■ Problem to solve: Take every line from the material that has the word "React" in it.

■ Dataset section:
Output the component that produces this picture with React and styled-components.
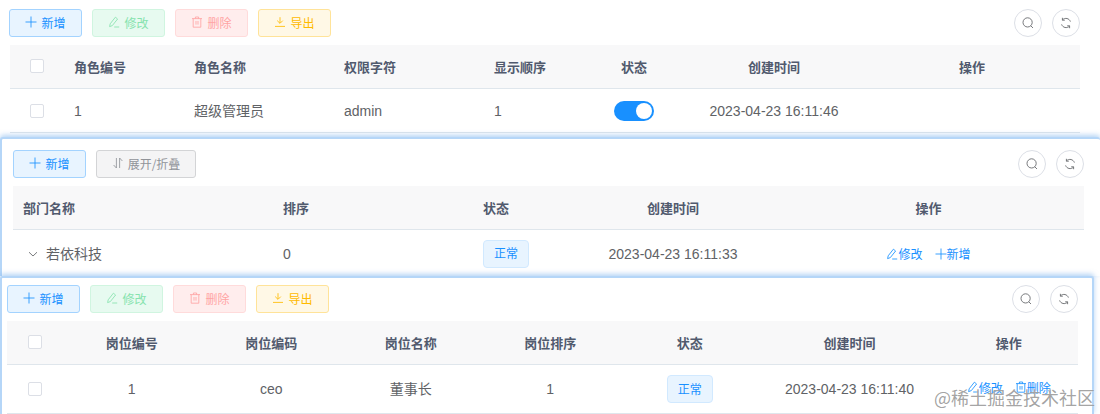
import React from "react";
import styled, { createGlobalStyle } from "styled-components";

const Global = createGlobalStyle`
  html, body { margin: 0; padding: 0; background: #fff; }
  body { font-family: "Liberation Sans", "Noto Sans CJK SC", sans-serif; }
`;

const Page = styled.div`
  position: relative;
  width: 1100px;
  height: 414px;
  overflow: hidden;
  background: #fff;
`;

const Panel = styled.section`
  position: relative;
  box-sizing: border-box;
  width: ${(p) => p.$width}px;
  height: ${(p) => p.$height}px;
  padding: ${(p) => p.$padding};
  overflow: hidden;
  background: #fff;
  ${(p) =>
    p.$framed &&
    `
    border: 2px solid #b5d6f8;
    border-bottom: 0;
    border-right: ${p.$noRight ? "0" : "2px solid #b5d6f8"};
    border-radius: 3px 3px 0 0;
    box-shadow: 0 -2px 5px rgba(110, 170, 235, 0.5);
  `}
`;

const Toolbar = styled.div`
  display: flex;
  justify-content: space-between;
  height: 28px;
  margin-bottom: 8px;
  margin-left: ${(p) => p.$nudge || 0}px;
`;

const ButtonGroup = styled.div`
  display: flex;
  gap: 10px;
`;

const ToolButton = styled.button`
  box-sizing: border-box;
  display: inline-flex;
  align-items: center;
  justify-content: center;
  gap: 4px;
  width: ${(p) => p.$width || 73}px;
  height: 28px;
  padding: 0 0 2px;
  font: 12px "Noto Sans CJK SC", "Liberation Sans", sans-serif;
  color: ${(p) => p.$fg};
  background: ${(p) => p.$bg};
  border: 1px solid ${(p) => p.$line};
  border-radius: 3px;
`;

const CircleButton = styled.button`
  box-sizing: border-box;
  display: inline-flex;
  align-items: center;
  justify-content: center;
  width: 28px;
  height: 28px;
  padding: 0;
  color: #606266;
  background: #fff;
  border: 1px solid #dcdfe6;
  border-radius: 50%;
`;

const HeadRow = styled.div`
  display: grid;
  grid-template-columns: ${(p) => p.$cols};
  height: 44px;
  box-sizing: border-box;
  padding-bottom: 1px;
  background: #f8f8f9;
  border-bottom: 1px solid #dfe6ec;
  align-items: center;
  color: #515a6e;
  font-size: 13px;
  font-weight: 700;
  font-family: "Noto Sans CJK SC", "Liberation Sans", sans-serif;
`;

const BodyRow = styled.div`
  display: grid;
  grid-template-columns: ${(p) => p.$cols};
  height: ${(p) => p.$height}px;
  box-sizing: border-box;
  border-bottom: 1px solid #dfe6ec;
  align-items: center;
  color: #606266;
  font-size: 14px;
`;

const Cell = styled.div`
  display: flex;
  align-items: center;
  justify-content: ${(p) => (p.$center ? "center" : "flex-start")};
  padding: 0 10px;
  min-width: 0;
  white-space: nowrap;
`;

const CjkText = styled.span`
  font-family: "Noto Sans CJK SC", sans-serif;
  font-size: 14px;
  margin-top: -2px;
`;

const Check = styled.span`
  box-sizing: border-box;
  display: block;
  width: 14px;
  height: 14px;
  background: #fff;
  border: 1px solid #dcdfe6;
  border-radius: 2px;
`;

const Switch = styled.span`
  position: relative;
  display: block;
  width: 40px;
  height: 20px;
  border-radius: 10px;
  background: #1890ff;
  &::after {
    content: "";
    position: absolute;
    top: 2px;
    right: 2px;
    width: 16px;
    height: 16px;
    border-radius: 50%;
    background: #fff;
  }
`;

const Tag = styled.span`
  box-sizing: border-box;
  display: inline-flex;
  align-items: center;
  justify-content: center;
  width: 46px;
  height: 28px;
  padding-bottom: 2px;
  font: 12px "Noto Sans CJK SC", sans-serif;
  color: #1890ff;
  background: #e8f4ff;
  border: 1px solid #d1e9ff;
  border-radius: 4px;
`;

const Actions = styled.div`
  display: flex;
  gap: 12px;
  margin-top: ${(p) => p.$lift || 0}px;
`;

const ActionLink = styled.span`
  display: inline-flex;
  align-items: center;
  color: #1890ff;
  font: 12px "Noto Sans CJK SC", sans-serif;
`;

const TreeName = styled.span`
  display: inline-flex;
  align-items: center;
  gap: 7px;
  padding-left: 4px;
  color: #606266;
`;

const Watermark = styled.div`
  position: absolute;
  left: 934px;
  top: 384px;
  font: 18px/26px "Noto Sans CJK SC", sans-serif;
  color: rgba(105, 105, 105, 0.62);
  white-space: nowrap;
  text-shadow: 0 0 1px #fff;
`;

const Svg = ({ children, size = 12 }) => (
  <svg width={size} height={size} viewBox="0 0 12 12" fill="none" stroke="currentColor" strokeWidth="0.85">
    {children}
  </svg>
);

const Plus = () => (
  <Svg>
    <path d="M6 .5V11.5M.5 6H11.5" />
  </Svg>
);
const Edit = () => (
  <Svg>
    <path d="M1.6 10.6L2.2 7.8L7.4 1.2L9.6 3L4.3 9.6L1.6 10.6Z" />
    <path d="M6.2 11H11.2" />
  </Svg>
);
const Trash = () => (
  <Svg>
    <path d="M1 2.6H11M4.4 2.6V1H7.6V2.6M2.2 2.6V11.2H9.8V2.6M5 5V8.6M7 5V8.6" />
  </Svg>
);
const Download = () => (
  <Svg>
    <path d="M6 1.2V7M3.2 4.6L6 7.4L8.8 4.6M1 10.4H11" />
  </Svg>
);
const Sort = () => (
  <Svg>
    <path d="M4.4 1V11L1.6 8M7.6 11V1L10.4 4" />
  </Svg>
);
const Chevron = () => (
  <Svg>
    <path d="M2 4.2L6 8L10 4.2" />
  </Svg>
);
const Search = () => (
  <Svg>
    <circle cx="5.6" cy="5.4" r="4.6" />
    <path d="M8.8 8.8L11 11" />
  </Svg>
);
const Refresh = () => (
  <Svg>
    <path d="M10.4 4.6A4.7 4.7 0 0 0 2.6 2.8M2.4 .8V3.2H4.8M1.6 7.4A4.7 4.7 0 0 0 9.4 9.2M9.6 11.2V8.8H7.2" />
  </Svg>
);

const tones = {
  primary: { $fg: "#1890ff", $bg: "#e8f4ff", $line: "#a3d3ff" },
  success: { $fg: "#86e3ae", $bg: "#e7faf0", $line: "#d0f5e0" },
  danger: { $fg: "#ffa4a4", $bg: "#ffeded", $line: "#ffdbdb" },
  warning: { $fg: "#ffba00", $bg: "#fff8e6", $line: "#ffe399" },
  info: { $fg: "#909399", $bg: "#f4f4f5", $line: "#d3d4d6" },
};

const Tool = ({ tone, icon, label, width }) => (
  <ToolButton {...tones[tone]} $width={width}>
    {icon}
    {label}
  </ToolButton>
);

const RightTools = () => (
  <ButtonGroup>
    <CircleButton aria-label="search">
      <Search />
    </CircleButton>
    <CircleButton aria-label="refresh">
      <Refresh />
    </CircleButton>
  </ButtonGroup>
);

const CrudTools = () => (
  <ButtonGroup>
    <Tool tone="primary" icon={<Plus />} label="新增" />
    <Tool tone="success" icon={<Edit />} label="修改" />
    <Tool tone="danger" icon={<Trash />} label="删除" />
    <Tool tone="warning" icon={<Download />} label="导出" />
  </ButtonGroup>
);

const roleCols = "54px 120px 150px 150px 100px 100px 180px 1fr";
const deptCols = "260px 200px 100px 200px 1fr";
const postCols = "55px 139.5px 139.5px 139.5px 139.5px 139.5px 180px 1fr";

export default function App() {
  return (
    <Page>
      <Global />
      <Panel $width={1100} $height={137} $padding="9px 20px 0 10px">
        <Toolbar $nudge={-1}>
          <CrudTools />
          <RightTools />
        </Toolbar>
        <HeadRow $cols={roleCols}>
          <Cell $center><Check /></Cell>
          <Cell>角色编号</Cell>
          <Cell>角色名称</Cell>
          <Cell>权限字符</Cell>
          <Cell>显示顺序</Cell>
          <Cell $center>状态</Cell>
          <Cell $center>创建时间</Cell>
          <Cell $center>操作</Cell>
        </HeadRow>
        <BodyRow $cols={roleCols} $height={44}>
          <Cell $center><Check /></Cell>
          <Cell>1</Cell>
          <Cell><CjkText>超级管理员</CjkText></Cell>
          <Cell>admin</Cell>
          <Cell>1</Cell>
          <Cell $center><Switch /></Cell>
          <Cell $center>2023-04-23 16:11:46</Cell>
          <Cell />
        </BodyRow>
      </Panel>

      <Panel $framed $noRight $width={1100} $height={139} $padding="11px 16px 0 11px">
        <Toolbar>
          <ButtonGroup>
            <Tool tone="primary" icon={<Plus />} label="新增" />
            <Tool tone="info" icon={<Sort />} label="展开/折叠" width={100} />
          </ButtonGroup>
          <RightTools />
        </Toolbar>
        <HeadRow $cols={deptCols}>
          <Cell>部门名称</Cell>
          <Cell>排序</Cell>
          <Cell>状态</Cell>
          <Cell $center>创建时间</Cell>
          <Cell $center>操作</Cell>
        </HeadRow>
        <BodyRow $cols={deptCols} $height={48}>
          <Cell>
            <TreeName>
              <Chevron />
              <CjkText>若依科技</CjkText>
            </TreeName>
          </Cell>
          <Cell>0</Cell>
          <Cell><Tag>正常</Tag></Cell>
          <Cell $center>2023-04-23 16:11:33</Cell>
          <Cell $center>
            <Actions>
              <ActionLink><Edit />修改</ActionLink>
              <ActionLink><Plus />新增</ActionLink>
            </Actions>
          </Cell>
        </BodyRow>
      </Panel>

      <Panel $framed $width={1094} $height={139} $padding="7px 14px 0 5px">
        <Toolbar>
          <CrudTools />
          <RightTools />
        </Toolbar>
        <HeadRow $cols={postCols}>
          <Cell $center><Check /></Cell>
          <Cell $center>岗位编号</Cell>
          <Cell $center>岗位编码</Cell>
          <Cell $center>岗位名称</Cell>
          <Cell $center>岗位排序</Cell>
          <Cell $center>状态</Cell>
          <Cell $center>创建时间</Cell>
          <Cell $center>操作</Cell>
        </HeadRow>
        <BodyRow $cols={postCols} $height={49}>
          <Cell $center><Check /></Cell>
          <Cell $center>1</Cell>
          <Cell $center>ceo</Cell>
          <Cell $center><CjkText>董事长</CjkText></Cell>
          <Cell $center>1</Cell>
          <Cell $center><Tag>正常</Tag></Cell>
          <Cell $center>2023-04-23 16:11:40</Cell>
          <Cell $center>
            <Actions $lift={-4}>
              <ActionLink><Edit />修改</ActionLink>
              <ActionLink><Trash />删除</ActionLink>
            </Actions>
          </Cell>
        </BodyRow>
      </Panel>
      <Watermark>@稀土掘金技术社区</Watermark>
    </Page>
  );
}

■ Final answer:
Output the component that produces this picture with React and styled-components.
import React from "react";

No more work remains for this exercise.